**Objective:**
In the listing below, locate the line with "Convert this screenshot" and the line with "customElement, property, state", then output both and everything between them exactly, minus any pictures.

**Records for processing:**
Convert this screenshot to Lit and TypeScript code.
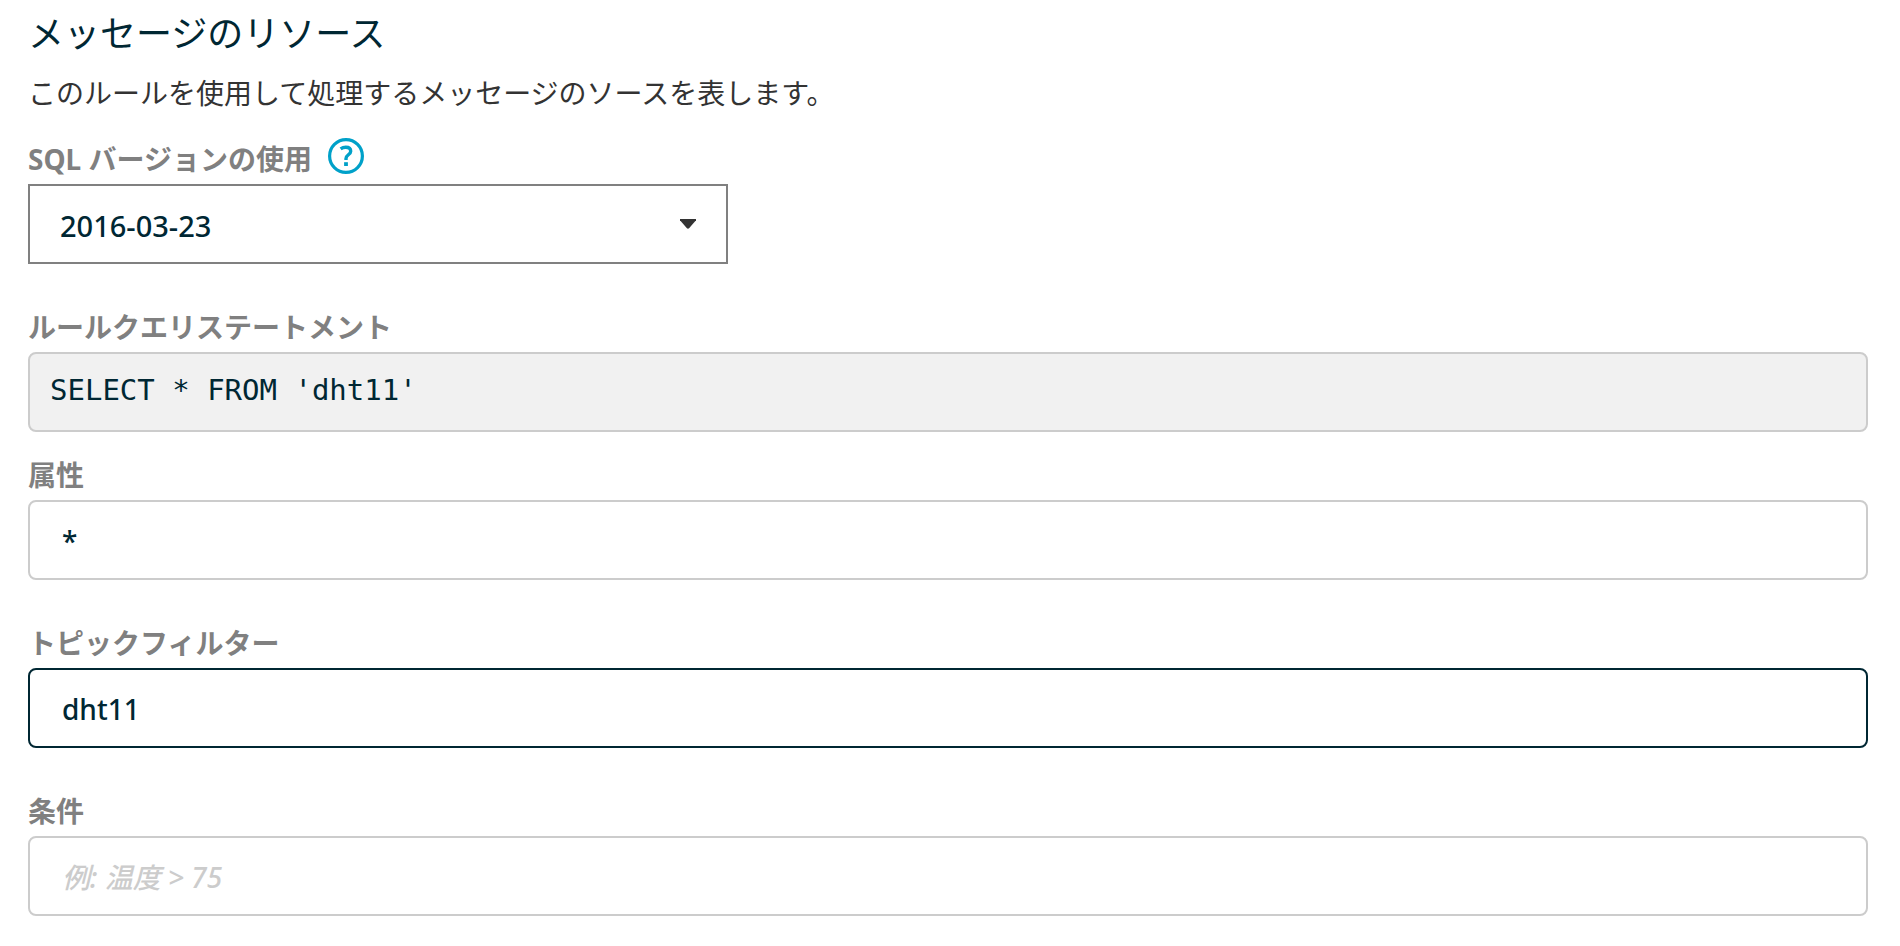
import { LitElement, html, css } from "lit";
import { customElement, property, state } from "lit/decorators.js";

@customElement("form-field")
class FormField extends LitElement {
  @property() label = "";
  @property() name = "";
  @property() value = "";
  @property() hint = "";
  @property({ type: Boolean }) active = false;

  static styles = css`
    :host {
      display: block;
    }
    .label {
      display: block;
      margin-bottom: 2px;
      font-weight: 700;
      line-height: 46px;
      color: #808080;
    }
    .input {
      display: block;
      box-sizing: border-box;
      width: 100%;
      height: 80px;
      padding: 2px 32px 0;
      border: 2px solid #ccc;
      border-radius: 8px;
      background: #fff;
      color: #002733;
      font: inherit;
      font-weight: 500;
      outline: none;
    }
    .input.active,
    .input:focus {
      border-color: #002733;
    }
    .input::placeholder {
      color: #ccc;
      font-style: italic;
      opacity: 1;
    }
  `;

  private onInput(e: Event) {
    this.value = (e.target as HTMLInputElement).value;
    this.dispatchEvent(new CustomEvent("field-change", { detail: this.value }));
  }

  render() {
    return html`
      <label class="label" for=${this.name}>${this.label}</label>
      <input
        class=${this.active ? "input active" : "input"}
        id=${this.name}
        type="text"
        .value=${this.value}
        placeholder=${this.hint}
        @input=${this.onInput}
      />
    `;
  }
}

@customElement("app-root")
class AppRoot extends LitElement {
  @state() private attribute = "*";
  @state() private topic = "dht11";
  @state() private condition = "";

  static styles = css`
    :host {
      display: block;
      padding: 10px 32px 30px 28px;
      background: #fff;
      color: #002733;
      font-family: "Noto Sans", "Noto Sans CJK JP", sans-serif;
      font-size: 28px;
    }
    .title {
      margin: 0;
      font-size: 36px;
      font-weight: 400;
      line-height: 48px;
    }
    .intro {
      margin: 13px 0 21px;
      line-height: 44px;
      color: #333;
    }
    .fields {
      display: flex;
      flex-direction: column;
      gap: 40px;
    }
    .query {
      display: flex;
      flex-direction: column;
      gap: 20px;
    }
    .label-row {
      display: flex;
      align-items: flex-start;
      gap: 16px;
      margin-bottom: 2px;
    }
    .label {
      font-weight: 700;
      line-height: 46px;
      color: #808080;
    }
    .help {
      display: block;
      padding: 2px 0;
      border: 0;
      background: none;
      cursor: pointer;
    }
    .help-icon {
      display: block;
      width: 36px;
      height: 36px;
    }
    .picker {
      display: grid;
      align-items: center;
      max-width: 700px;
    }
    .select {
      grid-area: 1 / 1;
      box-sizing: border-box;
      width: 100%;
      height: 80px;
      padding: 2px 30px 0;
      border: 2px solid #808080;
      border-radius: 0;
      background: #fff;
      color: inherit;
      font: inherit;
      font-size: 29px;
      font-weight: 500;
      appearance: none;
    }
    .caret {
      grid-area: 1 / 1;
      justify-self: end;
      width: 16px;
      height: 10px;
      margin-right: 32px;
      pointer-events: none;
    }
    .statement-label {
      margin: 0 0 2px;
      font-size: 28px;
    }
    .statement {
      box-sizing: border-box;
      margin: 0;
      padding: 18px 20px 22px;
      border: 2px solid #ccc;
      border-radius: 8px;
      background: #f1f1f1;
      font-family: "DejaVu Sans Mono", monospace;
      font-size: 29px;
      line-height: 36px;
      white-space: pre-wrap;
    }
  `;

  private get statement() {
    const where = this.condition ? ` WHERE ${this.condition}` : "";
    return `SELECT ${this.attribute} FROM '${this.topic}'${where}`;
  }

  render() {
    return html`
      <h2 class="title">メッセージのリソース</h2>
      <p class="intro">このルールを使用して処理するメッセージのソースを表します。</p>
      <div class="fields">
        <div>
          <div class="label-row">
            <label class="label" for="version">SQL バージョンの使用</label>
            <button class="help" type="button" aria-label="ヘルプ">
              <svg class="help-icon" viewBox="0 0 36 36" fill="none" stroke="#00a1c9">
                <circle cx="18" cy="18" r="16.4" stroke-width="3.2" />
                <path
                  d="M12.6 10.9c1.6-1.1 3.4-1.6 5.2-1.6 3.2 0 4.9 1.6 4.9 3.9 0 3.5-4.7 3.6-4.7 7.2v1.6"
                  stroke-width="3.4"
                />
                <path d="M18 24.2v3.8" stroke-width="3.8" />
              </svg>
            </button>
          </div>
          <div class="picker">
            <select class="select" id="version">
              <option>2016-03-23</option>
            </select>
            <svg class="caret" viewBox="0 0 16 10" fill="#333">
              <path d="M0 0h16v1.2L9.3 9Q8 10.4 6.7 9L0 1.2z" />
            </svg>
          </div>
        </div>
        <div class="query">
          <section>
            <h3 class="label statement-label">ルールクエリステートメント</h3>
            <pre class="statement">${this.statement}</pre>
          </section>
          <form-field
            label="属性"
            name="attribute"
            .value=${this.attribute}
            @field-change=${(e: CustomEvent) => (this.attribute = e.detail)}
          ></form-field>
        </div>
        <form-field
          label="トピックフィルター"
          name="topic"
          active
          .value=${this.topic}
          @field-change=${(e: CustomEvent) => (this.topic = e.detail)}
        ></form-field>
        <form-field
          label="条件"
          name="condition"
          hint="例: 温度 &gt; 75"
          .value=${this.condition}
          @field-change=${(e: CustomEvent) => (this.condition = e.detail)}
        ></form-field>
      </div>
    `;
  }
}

* * *

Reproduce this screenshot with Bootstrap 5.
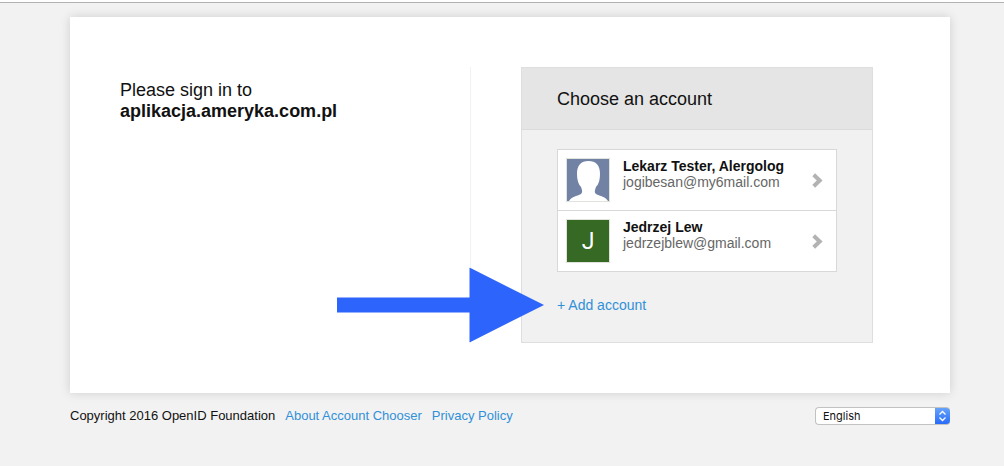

**Output for this exercise:**
Convert this screenshot to Lit and TypeScript code.
import { LitElement, html, css } from "lit";
import { customElement, property, state } from "lit/decorators.js";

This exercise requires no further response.